> **Requirements**:
Locate the lines that hold the string "this". Copy every such line.

> **Data provided**:
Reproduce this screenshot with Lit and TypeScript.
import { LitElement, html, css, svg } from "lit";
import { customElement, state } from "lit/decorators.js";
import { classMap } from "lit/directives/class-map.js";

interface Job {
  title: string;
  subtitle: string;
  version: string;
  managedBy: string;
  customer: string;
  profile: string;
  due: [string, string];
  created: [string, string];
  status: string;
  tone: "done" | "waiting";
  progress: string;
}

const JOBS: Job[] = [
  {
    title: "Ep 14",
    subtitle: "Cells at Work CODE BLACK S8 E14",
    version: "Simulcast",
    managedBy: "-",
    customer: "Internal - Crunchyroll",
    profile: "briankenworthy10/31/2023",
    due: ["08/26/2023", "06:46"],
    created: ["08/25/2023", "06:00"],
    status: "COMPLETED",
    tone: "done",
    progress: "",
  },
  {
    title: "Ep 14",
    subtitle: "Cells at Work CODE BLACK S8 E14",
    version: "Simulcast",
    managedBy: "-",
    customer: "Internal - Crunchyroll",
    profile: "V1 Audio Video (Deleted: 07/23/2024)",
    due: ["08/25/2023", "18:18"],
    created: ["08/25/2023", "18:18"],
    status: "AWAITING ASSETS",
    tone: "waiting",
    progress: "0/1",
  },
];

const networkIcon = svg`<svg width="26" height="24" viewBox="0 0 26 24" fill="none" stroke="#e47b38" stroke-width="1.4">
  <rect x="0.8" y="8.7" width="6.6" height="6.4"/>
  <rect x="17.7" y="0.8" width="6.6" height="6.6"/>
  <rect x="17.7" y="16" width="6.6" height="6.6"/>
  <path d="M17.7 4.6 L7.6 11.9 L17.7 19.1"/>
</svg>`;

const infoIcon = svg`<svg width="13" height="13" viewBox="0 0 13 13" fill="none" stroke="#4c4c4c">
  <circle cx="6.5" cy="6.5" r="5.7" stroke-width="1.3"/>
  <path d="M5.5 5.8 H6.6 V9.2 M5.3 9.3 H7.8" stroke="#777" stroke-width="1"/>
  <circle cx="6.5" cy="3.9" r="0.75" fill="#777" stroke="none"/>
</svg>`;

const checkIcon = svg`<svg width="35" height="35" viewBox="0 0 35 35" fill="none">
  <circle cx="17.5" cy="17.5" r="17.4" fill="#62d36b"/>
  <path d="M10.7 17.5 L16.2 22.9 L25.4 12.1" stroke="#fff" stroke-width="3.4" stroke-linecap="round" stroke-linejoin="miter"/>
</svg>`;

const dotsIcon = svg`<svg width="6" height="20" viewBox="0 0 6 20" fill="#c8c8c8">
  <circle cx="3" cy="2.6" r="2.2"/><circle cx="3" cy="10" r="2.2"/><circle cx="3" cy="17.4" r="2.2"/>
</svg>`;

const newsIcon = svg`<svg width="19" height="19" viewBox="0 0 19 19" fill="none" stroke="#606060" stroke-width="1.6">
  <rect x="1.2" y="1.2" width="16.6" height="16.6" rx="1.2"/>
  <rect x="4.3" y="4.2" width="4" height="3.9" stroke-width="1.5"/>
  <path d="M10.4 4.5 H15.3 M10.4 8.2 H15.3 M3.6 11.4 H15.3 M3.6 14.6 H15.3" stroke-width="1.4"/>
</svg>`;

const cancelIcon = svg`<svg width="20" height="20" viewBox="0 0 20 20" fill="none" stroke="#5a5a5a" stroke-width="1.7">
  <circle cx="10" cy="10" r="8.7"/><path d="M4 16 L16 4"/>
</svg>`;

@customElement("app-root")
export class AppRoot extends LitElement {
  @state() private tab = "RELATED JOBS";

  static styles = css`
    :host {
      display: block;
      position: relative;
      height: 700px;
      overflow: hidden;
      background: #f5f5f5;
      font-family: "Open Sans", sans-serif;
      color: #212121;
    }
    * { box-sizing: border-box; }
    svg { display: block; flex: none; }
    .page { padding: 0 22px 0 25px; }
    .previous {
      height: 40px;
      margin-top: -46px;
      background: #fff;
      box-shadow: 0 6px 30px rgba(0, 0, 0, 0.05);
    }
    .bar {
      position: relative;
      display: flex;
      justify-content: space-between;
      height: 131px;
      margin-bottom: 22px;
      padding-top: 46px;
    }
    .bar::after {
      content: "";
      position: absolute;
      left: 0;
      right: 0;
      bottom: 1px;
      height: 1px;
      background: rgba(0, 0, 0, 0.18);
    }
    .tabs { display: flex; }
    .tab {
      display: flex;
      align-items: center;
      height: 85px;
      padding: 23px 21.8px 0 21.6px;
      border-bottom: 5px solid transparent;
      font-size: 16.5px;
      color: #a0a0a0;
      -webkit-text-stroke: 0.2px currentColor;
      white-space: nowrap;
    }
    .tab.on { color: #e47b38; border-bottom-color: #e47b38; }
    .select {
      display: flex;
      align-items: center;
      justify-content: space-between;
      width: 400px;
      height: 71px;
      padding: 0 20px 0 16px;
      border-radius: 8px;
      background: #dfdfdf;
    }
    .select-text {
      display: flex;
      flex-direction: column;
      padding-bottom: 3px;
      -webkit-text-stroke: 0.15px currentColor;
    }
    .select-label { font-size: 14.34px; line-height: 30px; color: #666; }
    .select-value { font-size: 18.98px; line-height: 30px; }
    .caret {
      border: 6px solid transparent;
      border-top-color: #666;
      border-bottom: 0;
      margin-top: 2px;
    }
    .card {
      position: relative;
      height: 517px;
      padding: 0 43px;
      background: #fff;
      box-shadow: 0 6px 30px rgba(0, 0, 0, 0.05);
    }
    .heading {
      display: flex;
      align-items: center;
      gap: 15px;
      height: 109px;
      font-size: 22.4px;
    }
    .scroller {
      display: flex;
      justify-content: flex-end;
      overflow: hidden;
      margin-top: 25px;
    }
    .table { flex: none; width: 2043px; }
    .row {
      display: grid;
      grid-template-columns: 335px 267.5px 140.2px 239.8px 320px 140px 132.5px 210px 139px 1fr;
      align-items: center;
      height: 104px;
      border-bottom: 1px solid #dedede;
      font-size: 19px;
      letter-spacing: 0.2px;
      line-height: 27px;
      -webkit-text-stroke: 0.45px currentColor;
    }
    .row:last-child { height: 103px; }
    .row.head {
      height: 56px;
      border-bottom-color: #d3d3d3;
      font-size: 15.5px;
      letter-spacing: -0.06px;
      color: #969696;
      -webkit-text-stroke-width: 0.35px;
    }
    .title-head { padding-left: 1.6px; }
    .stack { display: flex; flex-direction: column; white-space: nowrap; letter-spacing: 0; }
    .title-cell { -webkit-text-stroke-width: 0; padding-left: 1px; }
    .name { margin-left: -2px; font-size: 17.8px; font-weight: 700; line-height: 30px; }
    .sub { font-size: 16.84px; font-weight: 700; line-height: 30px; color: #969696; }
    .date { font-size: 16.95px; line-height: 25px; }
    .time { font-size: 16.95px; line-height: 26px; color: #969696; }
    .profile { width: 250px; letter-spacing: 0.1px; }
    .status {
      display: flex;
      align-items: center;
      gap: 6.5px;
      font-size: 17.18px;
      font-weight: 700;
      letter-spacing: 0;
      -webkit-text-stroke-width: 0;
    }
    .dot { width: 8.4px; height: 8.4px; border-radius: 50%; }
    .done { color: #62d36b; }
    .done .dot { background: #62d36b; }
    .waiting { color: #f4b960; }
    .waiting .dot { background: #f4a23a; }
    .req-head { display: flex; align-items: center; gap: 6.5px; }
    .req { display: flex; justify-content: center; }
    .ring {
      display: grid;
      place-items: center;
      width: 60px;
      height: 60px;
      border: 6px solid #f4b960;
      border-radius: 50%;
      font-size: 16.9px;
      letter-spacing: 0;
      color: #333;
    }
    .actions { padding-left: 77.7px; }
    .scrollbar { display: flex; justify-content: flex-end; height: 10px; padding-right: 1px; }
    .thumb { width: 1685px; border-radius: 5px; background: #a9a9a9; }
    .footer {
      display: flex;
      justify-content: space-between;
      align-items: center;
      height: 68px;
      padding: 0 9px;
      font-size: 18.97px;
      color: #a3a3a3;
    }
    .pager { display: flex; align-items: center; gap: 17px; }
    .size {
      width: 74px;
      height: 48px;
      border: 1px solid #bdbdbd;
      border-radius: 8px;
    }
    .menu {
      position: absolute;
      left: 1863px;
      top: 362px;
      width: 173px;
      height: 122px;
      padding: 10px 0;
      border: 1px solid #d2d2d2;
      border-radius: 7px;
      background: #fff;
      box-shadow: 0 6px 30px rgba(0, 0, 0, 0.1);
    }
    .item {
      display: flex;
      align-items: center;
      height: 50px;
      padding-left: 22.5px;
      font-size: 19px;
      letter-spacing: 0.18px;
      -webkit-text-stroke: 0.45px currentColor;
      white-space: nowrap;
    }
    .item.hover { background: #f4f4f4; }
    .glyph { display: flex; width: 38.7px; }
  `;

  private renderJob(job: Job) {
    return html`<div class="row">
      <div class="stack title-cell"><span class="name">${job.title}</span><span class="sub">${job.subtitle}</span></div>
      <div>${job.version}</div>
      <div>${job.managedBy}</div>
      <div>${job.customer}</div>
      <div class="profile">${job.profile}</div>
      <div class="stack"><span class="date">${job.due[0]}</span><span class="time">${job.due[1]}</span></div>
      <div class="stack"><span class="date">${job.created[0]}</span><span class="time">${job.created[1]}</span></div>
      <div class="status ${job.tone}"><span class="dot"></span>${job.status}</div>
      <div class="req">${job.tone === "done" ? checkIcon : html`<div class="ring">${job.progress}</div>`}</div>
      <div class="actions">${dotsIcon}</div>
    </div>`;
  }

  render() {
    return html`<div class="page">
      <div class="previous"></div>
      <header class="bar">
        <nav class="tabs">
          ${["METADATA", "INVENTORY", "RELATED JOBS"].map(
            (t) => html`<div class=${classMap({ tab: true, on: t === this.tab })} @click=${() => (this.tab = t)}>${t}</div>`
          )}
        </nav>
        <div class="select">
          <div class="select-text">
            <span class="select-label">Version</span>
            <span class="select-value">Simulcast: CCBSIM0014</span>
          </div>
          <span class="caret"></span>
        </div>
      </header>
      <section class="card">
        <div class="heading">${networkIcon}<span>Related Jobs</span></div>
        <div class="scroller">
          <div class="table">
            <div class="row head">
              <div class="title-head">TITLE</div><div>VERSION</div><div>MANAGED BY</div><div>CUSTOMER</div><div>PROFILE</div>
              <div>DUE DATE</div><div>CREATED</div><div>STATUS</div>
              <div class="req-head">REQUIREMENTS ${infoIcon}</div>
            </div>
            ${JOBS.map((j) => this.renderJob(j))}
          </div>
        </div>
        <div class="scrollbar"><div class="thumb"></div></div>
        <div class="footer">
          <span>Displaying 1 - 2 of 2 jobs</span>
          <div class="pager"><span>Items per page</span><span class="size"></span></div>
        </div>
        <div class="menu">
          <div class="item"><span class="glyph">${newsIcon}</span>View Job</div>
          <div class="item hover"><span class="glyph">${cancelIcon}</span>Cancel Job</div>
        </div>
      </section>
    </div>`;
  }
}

> **Final result**:
Reproduce this screenshot with Lit and TypeScript.
            (t) => html`<div class=${classMap({ tab: true, on: t === this.tab })} @click=${() => (this.tab = t)}>${t}</div>`
            ${JOBS.map((j) => this.renderJob(j))}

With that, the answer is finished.